Kelty and Quinn — not so strange bedfellows

Issue 

An honest and proud man devastated by his ordeal. This was how ACTU secretary Bill Kelty described former Coles Myer boss Brian Quinn found guilty of defrauding the company of several million dollars. Kelty joined with Victorian Premier Jeff Kennett and transport boss Lindsay Fox to give glowing tributes to Quinn.

Kennett, Fox and Quinn: anti-worker union bashers, every one of them. Bill Kelty, a so-called workers' leader, in a sickening display of sucking up to his employer mates — enough to make any self-respecting unionist's stomach churn. As the Australian understandingly explained, Kelty and Quinn were "former Reserve Bank colleagues".

Sickening, but not a totally surprising tale of betrayal of working people's interests. It is very symbolic of where the real sympathies of the central leaders of the Australian labour movement lie.

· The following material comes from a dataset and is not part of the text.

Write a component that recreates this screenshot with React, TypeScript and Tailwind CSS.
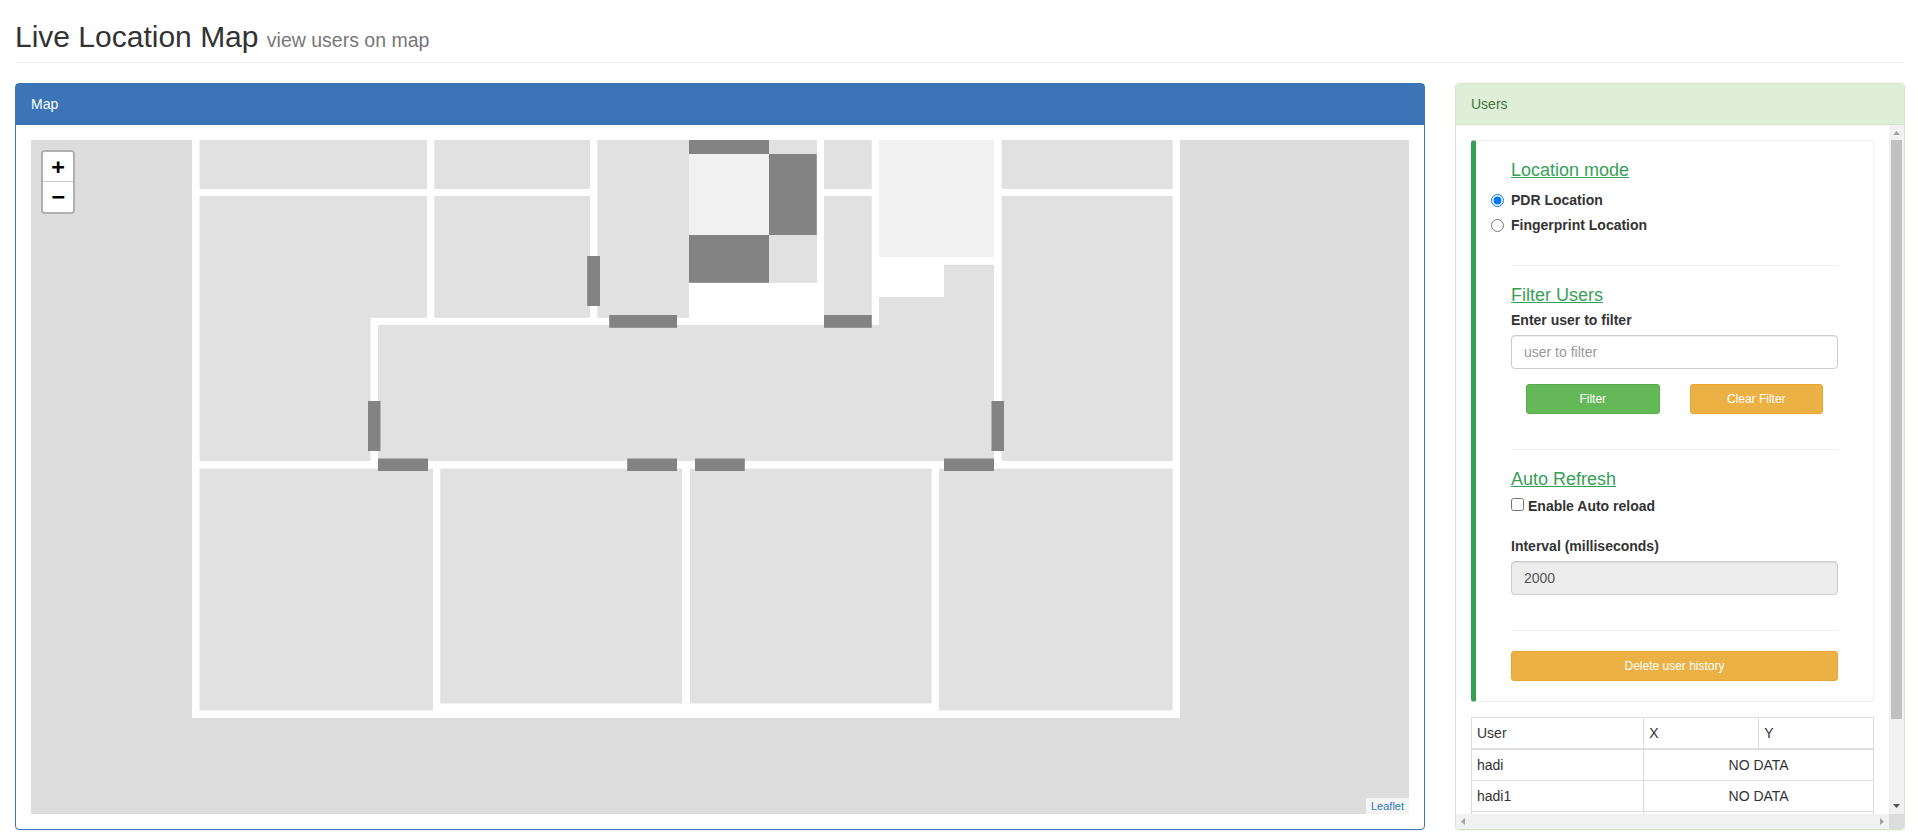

The betrayal of working people by the leaders of the ACTU has been going on for some time now. The Accord years under Labor delivered the union movement bound and gagged, like a lamb to the slaughter, to the ALP-big business neo-liberal agenda.

Now with the Coalition government waging an even more nakedly brutal attack on jobs and conditions, there is no real opposition from the ACTU.

When thousands of workers indicated their willingness to fight the Liberals' attacks around the August budget cuts last year, this resistance was quashed by the ACTU leaders frightened by Howard's phrases about "un-Australian" behaviour.

Would Bill Kelty be a character witness for the workers who are being charged for trying to march into Parliament House last August? Not on your life. Kelty and the rest of the ACTU gang have hounded these militants and delivered them to the cops.

Green Left Weekly campaigns for the revival of a genuine, militant, pro-worker unionism. This requires rebuilding the union movement and replacing its rotten leadership. We need a union movement based on strong rank-and-file organisation, industrial campaigns based on our collective strength and — above all — union democracy.